(begin)
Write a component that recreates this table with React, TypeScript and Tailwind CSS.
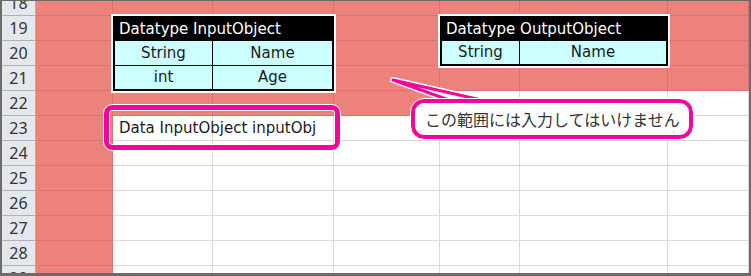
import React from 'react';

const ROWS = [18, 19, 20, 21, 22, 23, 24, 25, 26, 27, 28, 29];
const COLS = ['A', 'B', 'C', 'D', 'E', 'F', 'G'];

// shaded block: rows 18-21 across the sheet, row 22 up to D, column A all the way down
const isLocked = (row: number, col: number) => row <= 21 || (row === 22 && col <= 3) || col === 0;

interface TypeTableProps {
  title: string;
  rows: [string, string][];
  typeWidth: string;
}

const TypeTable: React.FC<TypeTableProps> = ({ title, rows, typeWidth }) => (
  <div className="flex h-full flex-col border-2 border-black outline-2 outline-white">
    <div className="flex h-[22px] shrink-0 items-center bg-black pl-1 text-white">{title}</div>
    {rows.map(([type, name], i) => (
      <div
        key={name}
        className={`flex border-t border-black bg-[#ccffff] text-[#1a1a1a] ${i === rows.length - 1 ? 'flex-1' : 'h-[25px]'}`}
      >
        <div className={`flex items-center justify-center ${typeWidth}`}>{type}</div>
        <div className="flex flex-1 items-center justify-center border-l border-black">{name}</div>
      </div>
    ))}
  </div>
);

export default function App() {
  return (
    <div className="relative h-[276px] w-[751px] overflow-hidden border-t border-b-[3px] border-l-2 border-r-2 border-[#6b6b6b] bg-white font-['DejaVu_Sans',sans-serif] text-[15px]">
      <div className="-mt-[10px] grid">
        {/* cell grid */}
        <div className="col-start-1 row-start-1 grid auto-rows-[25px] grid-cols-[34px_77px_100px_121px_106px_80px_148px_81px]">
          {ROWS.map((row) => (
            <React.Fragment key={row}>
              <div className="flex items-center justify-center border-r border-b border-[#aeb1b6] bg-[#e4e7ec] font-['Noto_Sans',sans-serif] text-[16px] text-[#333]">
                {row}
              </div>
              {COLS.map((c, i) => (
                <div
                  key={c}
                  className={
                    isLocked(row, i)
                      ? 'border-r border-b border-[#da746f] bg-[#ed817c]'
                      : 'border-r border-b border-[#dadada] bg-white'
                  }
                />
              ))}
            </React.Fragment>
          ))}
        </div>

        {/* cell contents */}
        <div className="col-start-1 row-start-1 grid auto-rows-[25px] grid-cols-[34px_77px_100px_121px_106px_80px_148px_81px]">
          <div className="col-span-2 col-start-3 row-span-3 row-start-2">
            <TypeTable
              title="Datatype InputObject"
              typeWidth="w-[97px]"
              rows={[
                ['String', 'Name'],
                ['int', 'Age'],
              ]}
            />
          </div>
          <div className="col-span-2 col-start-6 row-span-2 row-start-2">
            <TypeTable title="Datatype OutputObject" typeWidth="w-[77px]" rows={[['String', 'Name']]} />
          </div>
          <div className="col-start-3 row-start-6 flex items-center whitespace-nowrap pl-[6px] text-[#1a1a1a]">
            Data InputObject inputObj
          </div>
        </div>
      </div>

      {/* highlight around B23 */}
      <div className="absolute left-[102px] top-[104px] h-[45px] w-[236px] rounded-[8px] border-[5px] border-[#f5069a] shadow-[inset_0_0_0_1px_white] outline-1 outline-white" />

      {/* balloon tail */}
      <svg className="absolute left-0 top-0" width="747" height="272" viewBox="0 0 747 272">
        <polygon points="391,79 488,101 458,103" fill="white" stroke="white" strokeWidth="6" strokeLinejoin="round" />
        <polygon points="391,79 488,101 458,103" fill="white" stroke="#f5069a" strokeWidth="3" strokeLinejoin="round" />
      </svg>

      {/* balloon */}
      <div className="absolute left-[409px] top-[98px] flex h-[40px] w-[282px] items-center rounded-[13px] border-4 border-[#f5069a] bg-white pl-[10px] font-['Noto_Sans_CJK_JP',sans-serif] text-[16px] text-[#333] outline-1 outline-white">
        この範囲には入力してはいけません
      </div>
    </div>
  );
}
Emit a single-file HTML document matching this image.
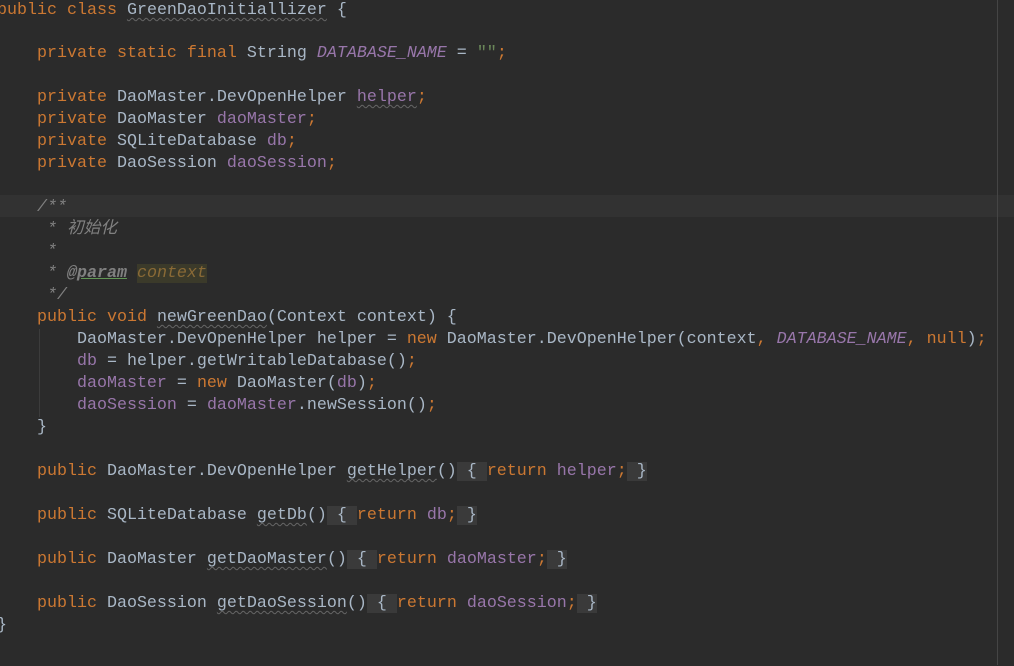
(end)
• WHAT TO DO
All of the data needs repeating exactly, but the pictures do not.

• THE ANSWER
Write a component that recreates this table with React, TypeScript and Tailwind CSS.
import React from 'react';

const ROWS = [18, 19, 20, 21, 22, 23, 24, 25, 26, 27, 28, 29];
const COLS = ['A', 'B', 'C', 'D', 'E', 'F', 'G'];

// shaded block: rows 18-21 across the sheet, row 22 up to D, column A all the way down
const isLocked = (row: number, col: number) => row <= 21 || (row === 22 && col <= 3) || col === 0;

interface TypeTableProps {
  title: string;
  rows: [string, string][];
  typeWidth: string;
}

const TypeTable: React.FC<TypeTableProps> = ({ title, rows, typeWidth }) => (
  <div className="flex h-full flex-col border-2 border-black outline-2 outline-white">
    <div className="flex h-[22px] shrink-0 items-center bg-black pl-1 text-white">{title}</div>
    {rows.map(([type, name], i) => (
      <div
        key={name}
        className={`flex border-t border-black bg-[#ccffff] text-[#1a1a1a] ${i === rows.length - 1 ? 'flex-1' : 'h-[25px]'}`}
      >
        <div className={`flex items-center justify-center ${typeWidth}`}>{type}</div>
        <div className="flex flex-1 items-center justify-center border-l border-black">{name}</div>
      </div>
    ))}
  </div>
);

export default function App() {
  return (
    <div className="relative h-[276px] w-[751px] overflow-hidden border-t border-b-[3px] border-l-2 border-r-2 border-[#6b6b6b] bg-white font-['DejaVu_Sans',sans-serif] text-[15px]">
      <div className="-mt-[10px] grid">
        {/* cell grid */}
        <div className="col-start-1 row-start-1 grid auto-rows-[25px] grid-cols-[34px_77px_100px_121px_106px_80px_148px_81px]">
          {ROWS.map((row) => (
            <React.Fragment key={row}>
              <div className="flex items-center justify-center border-r border-b border-[#aeb1b6] bg-[#e4e7ec] font-['Noto_Sans',sans-serif] text-[16px] text-[#333]">
                {row}
              </div>
              {COLS.map((c, i) => (
                <div
                  key={c}
                  className={
                    isLocked(row, i)
                      ? 'border-r border-b border-[#da746f] bg-[#ed817c]'
                      : 'border-r border-b border-[#dadada] bg-white'
                  }
                />
              ))}
            </React.Fragment>
          ))}
        </div>

        {/* cell contents */}
        <div className="col-start-1 row-start-1 grid auto-rows-[25px] grid-cols-[34px_77px_100px_121px_106px_80px_148px_81px]">
          <div className="col-span-2 col-start-3 row-span-3 row-start-2">
            <TypeTable
              title="Datatype InputObject"
              typeWidth="w-[97px]"
              rows={[
                ['String', 'Name'],
                ['int', 'Age'],
              ]}
            />
          </div>
          <div className="col-span-2 col-start-6 row-span-2 row-start-2">
            <TypeTable title="Datatype OutputObject" typeWidth="w-[77px]" rows={[['String', 'Name']]} />
          </div>
          <div className="col-start-3 row-start-6 flex items-center whitespace-nowrap pl-[6px] text-[#1a1a1a]">
            Data InputObject inputObj
          </div>
        </div>
      </div>

      {/* highlight around B23 */}
      <div className="absolute left-[102px] top-[104px] h-[45px] w-[236px] rounded-[8px] border-[5px] border-[#f5069a] shadow-[inset_0_0_0_1px_white] outline-1 outline-white" />

      {/* balloon tail */}
      <svg className="absolute left-0 top-0" width="747" height="272" viewBox="0 0 747 272">
        <polygon points="391,79 488,101 458,103" fill="white" stroke="white" strokeWidth="6" strokeLinejoin="round" />
        <polygon points="391,79 488,101 458,103" fill="white" stroke="#f5069a" strokeWidth="3" strokeLinejoin="round" />
      </svg>

      {/* balloon */}
      <div className="absolute left-[409px] top-[98px] flex h-[40px] w-[282px] items-center rounded-[13px] border-4 border-[#f5069a] bg-white pl-[10px] font-['Noto_Sans_CJK_JP',sans-serif] text-[16px] text-[#333] outline-1 outline-white">
        この範囲には入力してはいけません
      </div>
    </div>
  );
}
Emit a single-file HTML document matching this image.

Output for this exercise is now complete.